++++ Data block
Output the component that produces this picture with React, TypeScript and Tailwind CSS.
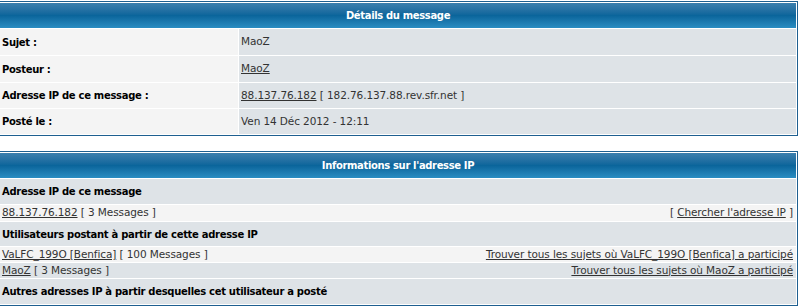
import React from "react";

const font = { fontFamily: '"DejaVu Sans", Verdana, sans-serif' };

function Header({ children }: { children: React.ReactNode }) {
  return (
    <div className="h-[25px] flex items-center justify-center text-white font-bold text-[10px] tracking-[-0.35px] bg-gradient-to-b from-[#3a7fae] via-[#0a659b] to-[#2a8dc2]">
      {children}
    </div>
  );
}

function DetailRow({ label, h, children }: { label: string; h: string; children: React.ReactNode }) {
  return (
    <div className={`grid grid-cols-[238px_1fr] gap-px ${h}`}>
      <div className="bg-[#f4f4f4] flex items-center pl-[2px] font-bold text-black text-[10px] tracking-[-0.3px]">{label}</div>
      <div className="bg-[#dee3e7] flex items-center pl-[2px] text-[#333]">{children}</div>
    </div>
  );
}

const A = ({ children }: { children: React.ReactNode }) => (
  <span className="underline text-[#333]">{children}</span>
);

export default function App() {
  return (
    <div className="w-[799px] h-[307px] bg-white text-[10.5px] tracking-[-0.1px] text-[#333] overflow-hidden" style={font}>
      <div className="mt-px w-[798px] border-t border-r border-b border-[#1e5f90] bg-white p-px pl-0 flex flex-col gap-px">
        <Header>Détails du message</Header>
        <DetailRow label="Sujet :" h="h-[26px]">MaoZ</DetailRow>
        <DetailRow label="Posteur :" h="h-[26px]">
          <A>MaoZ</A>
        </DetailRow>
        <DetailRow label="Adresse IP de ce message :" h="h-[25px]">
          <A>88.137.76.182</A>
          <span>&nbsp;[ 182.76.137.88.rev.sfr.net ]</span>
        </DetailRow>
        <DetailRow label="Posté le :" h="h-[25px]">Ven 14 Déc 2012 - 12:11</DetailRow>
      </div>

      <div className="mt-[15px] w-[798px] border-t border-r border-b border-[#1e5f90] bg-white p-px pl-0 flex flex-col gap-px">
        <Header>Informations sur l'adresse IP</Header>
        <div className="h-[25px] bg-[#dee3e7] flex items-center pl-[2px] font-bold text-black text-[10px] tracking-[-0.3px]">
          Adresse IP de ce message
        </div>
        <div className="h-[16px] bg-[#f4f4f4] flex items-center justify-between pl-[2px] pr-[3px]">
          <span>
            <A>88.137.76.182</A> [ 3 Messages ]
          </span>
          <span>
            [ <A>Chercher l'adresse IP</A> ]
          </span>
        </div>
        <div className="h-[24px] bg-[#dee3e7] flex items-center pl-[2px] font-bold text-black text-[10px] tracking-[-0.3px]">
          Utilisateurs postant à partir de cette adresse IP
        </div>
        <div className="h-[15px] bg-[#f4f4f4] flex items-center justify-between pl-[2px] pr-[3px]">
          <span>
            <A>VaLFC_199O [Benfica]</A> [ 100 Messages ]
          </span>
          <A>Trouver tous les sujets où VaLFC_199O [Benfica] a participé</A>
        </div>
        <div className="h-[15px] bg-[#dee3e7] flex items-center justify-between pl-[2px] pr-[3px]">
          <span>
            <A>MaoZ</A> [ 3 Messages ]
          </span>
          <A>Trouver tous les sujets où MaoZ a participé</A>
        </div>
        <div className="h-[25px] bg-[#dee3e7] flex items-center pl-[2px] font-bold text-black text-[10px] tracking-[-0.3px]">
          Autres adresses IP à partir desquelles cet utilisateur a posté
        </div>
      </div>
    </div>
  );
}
++++++++
Do not copy the pictures, but repeat every line exactly.

Output the component that produces this picture with React, TypeScript and Tailwind CSS.
import React from "react";

const font = { fontFamily: '"DejaVu Sans", Verdana, sans-serif' };

function Header({ children }: { children: React.ReactNode }) {
  return (
    <div className="h-[25px] flex items-center justify-center text-white font-bold text-[10px] tracking-[-0.35px] bg-gradient-to-b from-[#3a7fae] via-[#0a659b] to-[#2a8dc2]">
      {children}
    </div>
  );
}

function DetailRow({ label, h, children }: { label: string; h: string; children: React.ReactNode }) {
  return (
    <div className={`grid grid-cols-[238px_1fr] gap-px ${h}`}>
      <div className="bg-[#f4f4f4] flex items-center pl-[2px] font-bold text-black text-[10px] tracking-[-0.3px]">{label}</div>
      <div className="bg-[#dee3e7] flex items-center pl-[2px] text-[#333]">{children}</div>
    </div>
  );
}

const A = ({ children }: { children: React.ReactNode }) => (
  <span className="underline text-[#333]">{children}</span>
);

export default function App() {
  return (
    <div className="w-[799px] h-[307px] bg-white text-[10.5px] tracking-[-0.1px] text-[#333] overflow-hidden" style={font}>
      <div className="mt-px w-[798px] border-t border-r border-b border-[#1e5f90] bg-white p-px pl-0 flex flex-col gap-px">
        <Header>Détails du message</Header>
        <DetailRow label="Sujet :" h="h-[26px]">MaoZ</DetailRow>
        <DetailRow label="Posteur :" h="h-[26px]">
          <A>MaoZ</A>
        </DetailRow>
        <DetailRow label="Adresse IP de ce message :" h="h-[25px]">
          <A>88.137.76.182</A>
          <span>&nbsp;[ 182.76.137.88.rev.sfr.net ]</span>
        </DetailRow>
        <DetailRow label="Posté le :" h="h-[25px]">Ven 14 Déc 2012 - 12:11</DetailRow>
      </div>

      <div className="mt-[15px] w-[798px] border-t border-r border-b border-[#1e5f90] bg-white p-px pl-0 flex flex-col gap-px">
        <Header>Informations sur l'adresse IP</Header>
        <div className="h-[25px] bg-[#dee3e7] flex items-center pl-[2px] font-bold text-black text-[10px] tracking-[-0.3px]">
          Adresse IP de ce message
        </div>
        <div className="h-[16px] bg-[#f4f4f4] flex items-center justify-between pl-[2px] pr-[3px]">
          <span>
            <A>88.137.76.182</A> [ 3 Messages ]
          </span>
          <span>
            [ <A>Chercher l'adresse IP</A> ]
          </span>
        </div>
        <div className="h-[24px] bg-[#dee3e7] flex items-center pl-[2px] font-bold text-black text-[10px] tracking-[-0.3px]">
          Utilisateurs postant à partir de cette adresse IP
        </div>
        <div className="h-[15px] bg-[#f4f4f4] flex items-center justify-between pl-[2px] pr-[3px]">
          <span>
            <A>VaLFC_199O [Benfica]</A> [ 100 Messages ]
          </span>
          <A>Trouver tous les sujets où VaLFC_199O [Benfica] a participé</A>
        </div>
        <div className="h-[15px] bg-[#dee3e7] flex items-center justify-between pl-[2px] pr-[3px]">
          <span>
            <A>MaoZ</A> [ 3 Messages ]
          </span>
          <A>Trouver tous les sujets où MaoZ a participé</A>
        </div>
        <div className="h-[25px] bg-[#dee3e7] flex items-center pl-[2px] font-bold text-black text-[10px] tracking-[-0.3px]">
          Autres adresses IP à partir desquelles cet utilisateur a posté
        </div>
      </div>
    </div>
  );
}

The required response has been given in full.